Detecting Errors in a Quantum Network with Pauli Checks
Alvin Gonzales, Daniel Dilley, Bikun Li, Liang Jiang, Zain H. Saleem
TL;DR
The paper addresses maintaining high-fidelity entanglement across noisy quantum networks by adapting Pauli Check Sandwiching (PCS) into a distributed protocol. It introduces analytical fidelity and postselection formulas for PCS with X checks and X&Z checks, and develops a recursive PCS scheme that yields a family of distance-2 codes locally equivalent to CSS codes. The work demonstrates, through simulations, that PCS can outperform BBPSSW in comparable scenarios and that protecting both flying and memory qubits generally yields better fidelity, with recursive PCS offering further gains at manageable qubit cost.
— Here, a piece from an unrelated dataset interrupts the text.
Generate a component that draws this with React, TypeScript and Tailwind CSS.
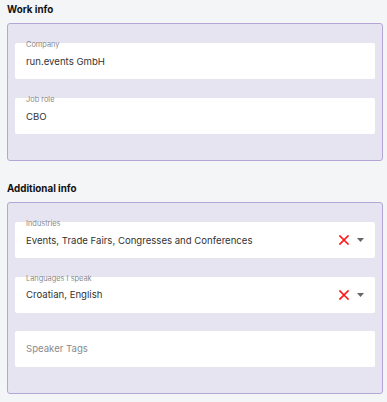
import React from "react";

function Field({ label, value, placeholder, clearable }: { label?: string; value?: string; placeholder?: string; clearable?: boolean }) {
  return (
    <div className="relative h-[36px] bg-white rounded-[2px] flex items-center pl-[11px] pr-[10px]">
      {label && (
        <span className="absolute left-[11px] top-[-3px] text-[7.4px] leading-[10px] text-[#8a8a8a]">{label}</span>
      )}
      <span className={"flex-1 text-[9.6px] " + (value ? "text-[#333] pt-[2px]" : "text-[#8a8a8a]")}>{value ?? placeholder}</span>
      {clearable && (
        <div className="flex items-center">
          <svg width="10" height="10" viewBox="0 0 10 10" className="mr-[8px]">
            <path d="M1 1 L9 9 M9 1 L1 9" stroke="#ff1a1a" strokeWidth="1.7" strokeLinecap="square" />
          </svg>
          <svg width="7" height="4" viewBox="0 0 7 4" className="mr-[1px]">
            <path d="M0 0 L7 0 L3.5 4 Z" fill="#666" />
          </svg>
        </div>
      )}
    </div>
  );
}

export default function App() {
  return (
    <div className="w-[387px] h-[402px] bg-[#f4f5f7] px-[7px] pt-[3px] overflow-hidden" style={{ fontFamily: "Inter, 'Noto Sans', sans-serif" }}>
      <div className="text-[9.8px] font-bold text-[#111] h-[16px] leading-[14px]">Work info</div>
      <div className="mt-[4px] w-[376px] bg-[#e6e4f0] border border-[#b5a6d8] rounded-[3px] px-[7px] pt-[19px] pb-[26px] flex flex-col gap-[19px]">
        <Field label="Company" value="run.events GmbH" />
        <Field label="Job role" value="CBO" />
      </div>
      <div className="mt-[21px] text-[9.8px] font-bold text-[#111] h-[14px] leading-[14px]">Additional info</div>
      <div className="mt-[6px] w-[376px] bg-[#e6e4f0] border border-[#b5a6d8] rounded-[3px] px-[7px] pt-[19px] pb-[26px] flex flex-col gap-[18.5px]">
        <Field label="Industries" value="Events, Trade Fairs, Congresses and Conferences" clearable />
        <Field label="Languages I speak" value="Croatian, English" clearable />
        <Field placeholder="Speaker Tags" />
      </div>
    </div>
  );
}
These results suggest PCS is a practical, low-overhead alternative for error detection in quantum networks and can integrate with graph-state-based repeaters to enhance robust entanglement distribution.
Abstract
We apply the quantum error detection scheme Pauli check sandwiching (PCS) to quantum networks by turning it into a distributed multiparty protocol. PCS provides protection on the targeted qubits and generally requires less resource overhead than standard quantum error correction and detection codes. We provide analytical equations for the final fidelity and postselection rate for different PCS checks. We also introduce a recursive version of PCS that generates a family of distance 2 quantum codes that are locally equivalent to Calderbank-Shor-Steane (CSS) codes. Our analytical results are benchmarked against the Bennet-Brassard-Popescu-Schumacher-Smolin-Wooters (BBPSSW) protocol in comparable scenarios. We also perform simulations with noisy gates for entanglement swapping and attain fidelity improvements. Lastly, we discuss various setups and graph state properties of PCS.